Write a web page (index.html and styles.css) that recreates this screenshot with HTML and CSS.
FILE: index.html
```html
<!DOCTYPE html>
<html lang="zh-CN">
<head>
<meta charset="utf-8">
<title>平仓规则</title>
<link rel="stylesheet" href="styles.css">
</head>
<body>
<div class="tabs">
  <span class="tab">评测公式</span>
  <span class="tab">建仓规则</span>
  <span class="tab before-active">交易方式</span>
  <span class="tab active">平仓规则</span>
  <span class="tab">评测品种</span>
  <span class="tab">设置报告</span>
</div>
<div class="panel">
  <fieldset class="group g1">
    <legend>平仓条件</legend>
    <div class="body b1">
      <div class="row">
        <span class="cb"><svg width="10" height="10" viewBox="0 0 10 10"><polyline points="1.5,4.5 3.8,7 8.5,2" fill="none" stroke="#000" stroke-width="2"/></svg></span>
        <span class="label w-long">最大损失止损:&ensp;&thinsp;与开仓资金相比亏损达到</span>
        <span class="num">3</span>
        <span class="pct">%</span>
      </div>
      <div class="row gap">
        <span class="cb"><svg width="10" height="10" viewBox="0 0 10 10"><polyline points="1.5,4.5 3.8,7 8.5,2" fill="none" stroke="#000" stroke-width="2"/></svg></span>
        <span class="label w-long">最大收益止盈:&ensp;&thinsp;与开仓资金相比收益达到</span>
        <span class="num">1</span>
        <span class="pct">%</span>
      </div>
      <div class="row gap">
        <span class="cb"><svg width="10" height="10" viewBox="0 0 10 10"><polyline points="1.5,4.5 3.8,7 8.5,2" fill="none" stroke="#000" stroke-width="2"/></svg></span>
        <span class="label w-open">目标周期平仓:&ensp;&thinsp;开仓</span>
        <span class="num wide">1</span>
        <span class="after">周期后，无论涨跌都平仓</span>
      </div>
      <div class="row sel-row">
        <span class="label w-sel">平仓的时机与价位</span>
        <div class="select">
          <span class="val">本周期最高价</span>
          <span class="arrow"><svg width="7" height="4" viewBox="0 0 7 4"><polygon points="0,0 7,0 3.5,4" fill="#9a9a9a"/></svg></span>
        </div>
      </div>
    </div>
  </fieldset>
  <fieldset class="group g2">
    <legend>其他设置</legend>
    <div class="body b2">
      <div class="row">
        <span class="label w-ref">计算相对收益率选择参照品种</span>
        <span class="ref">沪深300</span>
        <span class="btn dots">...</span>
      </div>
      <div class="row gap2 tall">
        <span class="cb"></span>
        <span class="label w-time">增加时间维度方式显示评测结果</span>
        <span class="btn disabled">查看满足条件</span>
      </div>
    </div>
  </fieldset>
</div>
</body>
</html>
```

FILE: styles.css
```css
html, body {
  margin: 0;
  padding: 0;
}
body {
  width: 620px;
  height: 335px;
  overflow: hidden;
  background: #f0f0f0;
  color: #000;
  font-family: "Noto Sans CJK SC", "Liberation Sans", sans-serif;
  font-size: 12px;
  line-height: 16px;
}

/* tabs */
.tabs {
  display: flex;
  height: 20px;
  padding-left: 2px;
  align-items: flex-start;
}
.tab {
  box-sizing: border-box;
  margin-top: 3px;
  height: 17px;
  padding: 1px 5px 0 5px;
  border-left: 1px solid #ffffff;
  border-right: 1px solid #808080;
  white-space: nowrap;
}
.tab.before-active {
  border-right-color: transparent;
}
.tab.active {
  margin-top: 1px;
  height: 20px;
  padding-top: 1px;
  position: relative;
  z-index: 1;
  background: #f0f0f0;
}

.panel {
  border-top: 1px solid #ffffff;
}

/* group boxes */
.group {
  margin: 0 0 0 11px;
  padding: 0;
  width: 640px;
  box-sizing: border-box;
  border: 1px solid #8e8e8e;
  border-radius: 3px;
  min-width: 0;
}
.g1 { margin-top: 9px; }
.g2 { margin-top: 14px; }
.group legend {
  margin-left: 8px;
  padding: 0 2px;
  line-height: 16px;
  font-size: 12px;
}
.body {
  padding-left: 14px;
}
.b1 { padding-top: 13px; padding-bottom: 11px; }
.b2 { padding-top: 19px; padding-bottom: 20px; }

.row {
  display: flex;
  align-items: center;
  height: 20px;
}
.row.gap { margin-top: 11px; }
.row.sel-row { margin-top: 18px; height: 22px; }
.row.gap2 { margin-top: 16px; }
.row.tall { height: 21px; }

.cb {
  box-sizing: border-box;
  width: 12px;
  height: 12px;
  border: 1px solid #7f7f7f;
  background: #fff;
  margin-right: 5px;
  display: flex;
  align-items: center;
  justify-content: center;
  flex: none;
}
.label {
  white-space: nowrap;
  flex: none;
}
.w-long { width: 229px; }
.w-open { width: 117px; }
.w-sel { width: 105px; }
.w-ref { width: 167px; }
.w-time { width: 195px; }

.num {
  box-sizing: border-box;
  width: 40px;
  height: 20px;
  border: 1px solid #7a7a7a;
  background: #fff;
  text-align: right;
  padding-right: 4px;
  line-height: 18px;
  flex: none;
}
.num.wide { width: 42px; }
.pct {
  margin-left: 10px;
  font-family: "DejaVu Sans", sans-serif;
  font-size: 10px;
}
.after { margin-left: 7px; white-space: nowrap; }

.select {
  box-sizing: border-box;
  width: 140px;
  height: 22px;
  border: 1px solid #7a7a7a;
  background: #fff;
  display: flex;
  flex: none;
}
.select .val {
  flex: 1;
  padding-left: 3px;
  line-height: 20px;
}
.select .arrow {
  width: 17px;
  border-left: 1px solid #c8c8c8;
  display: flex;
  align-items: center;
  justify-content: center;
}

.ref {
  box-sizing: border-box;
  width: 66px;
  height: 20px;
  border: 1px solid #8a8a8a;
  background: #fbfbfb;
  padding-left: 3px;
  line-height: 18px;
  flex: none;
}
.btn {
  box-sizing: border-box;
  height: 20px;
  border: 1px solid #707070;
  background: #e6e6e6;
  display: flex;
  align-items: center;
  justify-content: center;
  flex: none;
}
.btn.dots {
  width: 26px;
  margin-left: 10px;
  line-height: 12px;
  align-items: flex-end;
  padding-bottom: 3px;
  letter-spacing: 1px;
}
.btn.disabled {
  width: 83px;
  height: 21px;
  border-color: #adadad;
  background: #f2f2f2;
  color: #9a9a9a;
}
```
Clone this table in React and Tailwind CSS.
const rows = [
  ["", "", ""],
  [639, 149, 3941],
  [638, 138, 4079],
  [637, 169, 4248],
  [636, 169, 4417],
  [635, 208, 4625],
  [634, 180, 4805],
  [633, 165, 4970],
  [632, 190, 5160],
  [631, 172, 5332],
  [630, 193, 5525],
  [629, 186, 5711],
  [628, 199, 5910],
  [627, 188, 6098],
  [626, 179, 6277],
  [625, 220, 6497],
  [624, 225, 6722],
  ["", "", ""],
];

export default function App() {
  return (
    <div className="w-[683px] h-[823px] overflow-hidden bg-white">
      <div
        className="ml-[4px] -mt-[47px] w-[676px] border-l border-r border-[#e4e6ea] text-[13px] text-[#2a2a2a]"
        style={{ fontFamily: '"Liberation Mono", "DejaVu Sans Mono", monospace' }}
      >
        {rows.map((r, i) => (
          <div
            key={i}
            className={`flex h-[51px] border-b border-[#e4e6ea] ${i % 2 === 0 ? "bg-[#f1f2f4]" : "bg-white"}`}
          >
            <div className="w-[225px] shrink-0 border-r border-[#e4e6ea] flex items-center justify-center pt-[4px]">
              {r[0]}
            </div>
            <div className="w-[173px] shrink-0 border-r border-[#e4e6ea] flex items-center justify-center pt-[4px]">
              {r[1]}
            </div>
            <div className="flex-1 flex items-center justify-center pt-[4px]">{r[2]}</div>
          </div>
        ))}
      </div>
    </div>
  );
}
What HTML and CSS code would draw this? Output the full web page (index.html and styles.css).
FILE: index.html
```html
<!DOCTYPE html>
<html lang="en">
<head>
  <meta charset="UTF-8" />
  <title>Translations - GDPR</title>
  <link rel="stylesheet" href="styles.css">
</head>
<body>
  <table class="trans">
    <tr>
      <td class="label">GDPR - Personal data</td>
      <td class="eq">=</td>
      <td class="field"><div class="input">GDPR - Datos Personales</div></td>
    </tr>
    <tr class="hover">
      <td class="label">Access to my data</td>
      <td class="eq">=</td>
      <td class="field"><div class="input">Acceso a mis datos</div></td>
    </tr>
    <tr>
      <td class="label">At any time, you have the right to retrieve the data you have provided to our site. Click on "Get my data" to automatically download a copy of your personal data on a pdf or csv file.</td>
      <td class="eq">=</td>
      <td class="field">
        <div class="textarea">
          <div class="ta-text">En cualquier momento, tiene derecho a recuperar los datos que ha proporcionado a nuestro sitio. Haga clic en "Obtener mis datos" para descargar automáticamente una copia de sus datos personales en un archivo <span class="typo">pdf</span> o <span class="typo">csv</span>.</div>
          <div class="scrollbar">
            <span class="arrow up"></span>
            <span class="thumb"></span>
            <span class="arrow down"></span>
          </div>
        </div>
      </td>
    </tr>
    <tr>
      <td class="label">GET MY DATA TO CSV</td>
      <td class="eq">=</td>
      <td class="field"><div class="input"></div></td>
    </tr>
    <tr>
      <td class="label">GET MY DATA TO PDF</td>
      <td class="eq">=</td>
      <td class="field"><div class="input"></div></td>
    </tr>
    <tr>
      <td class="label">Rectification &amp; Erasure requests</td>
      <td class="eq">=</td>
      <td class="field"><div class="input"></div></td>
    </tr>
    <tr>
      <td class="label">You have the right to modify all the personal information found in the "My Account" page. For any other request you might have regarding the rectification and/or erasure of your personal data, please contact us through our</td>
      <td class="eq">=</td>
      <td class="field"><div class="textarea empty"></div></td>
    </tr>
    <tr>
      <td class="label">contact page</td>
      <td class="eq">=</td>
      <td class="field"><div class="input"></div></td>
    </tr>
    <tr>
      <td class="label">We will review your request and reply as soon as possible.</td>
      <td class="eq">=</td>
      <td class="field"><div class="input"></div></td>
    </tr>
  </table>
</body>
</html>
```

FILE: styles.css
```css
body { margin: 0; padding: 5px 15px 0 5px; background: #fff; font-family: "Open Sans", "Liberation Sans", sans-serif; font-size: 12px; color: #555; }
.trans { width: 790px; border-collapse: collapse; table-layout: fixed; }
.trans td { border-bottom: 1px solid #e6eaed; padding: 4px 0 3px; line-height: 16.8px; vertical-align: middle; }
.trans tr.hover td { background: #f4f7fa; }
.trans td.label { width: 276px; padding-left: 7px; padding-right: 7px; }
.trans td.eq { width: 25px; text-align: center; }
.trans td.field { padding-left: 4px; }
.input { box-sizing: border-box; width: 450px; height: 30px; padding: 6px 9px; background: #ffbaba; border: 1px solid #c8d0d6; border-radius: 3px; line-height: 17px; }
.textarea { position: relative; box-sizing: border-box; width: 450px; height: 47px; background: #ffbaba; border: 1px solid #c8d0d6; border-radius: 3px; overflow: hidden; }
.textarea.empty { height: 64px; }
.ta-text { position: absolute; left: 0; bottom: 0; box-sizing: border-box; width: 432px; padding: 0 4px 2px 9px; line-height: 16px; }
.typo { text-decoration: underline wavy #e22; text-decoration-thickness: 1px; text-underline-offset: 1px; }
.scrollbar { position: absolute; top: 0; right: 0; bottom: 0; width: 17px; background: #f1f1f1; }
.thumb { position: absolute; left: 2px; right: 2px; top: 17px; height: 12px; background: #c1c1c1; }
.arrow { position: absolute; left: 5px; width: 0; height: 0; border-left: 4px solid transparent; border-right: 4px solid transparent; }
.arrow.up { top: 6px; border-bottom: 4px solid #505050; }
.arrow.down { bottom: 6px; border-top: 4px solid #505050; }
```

■ ■ ■ ■

→ **Aim of the exercise**
Identify every line holding the word "index" and copy it out.

→ **Final answer**
Write a web page (index.html and styles.css) that recreates this screenshot with HTML and CSS.
FILE: index.html
  z-index: 1;
What HTML and CSS code would draw this? Output the full web page (index.html and styles.css).
FILE: index.html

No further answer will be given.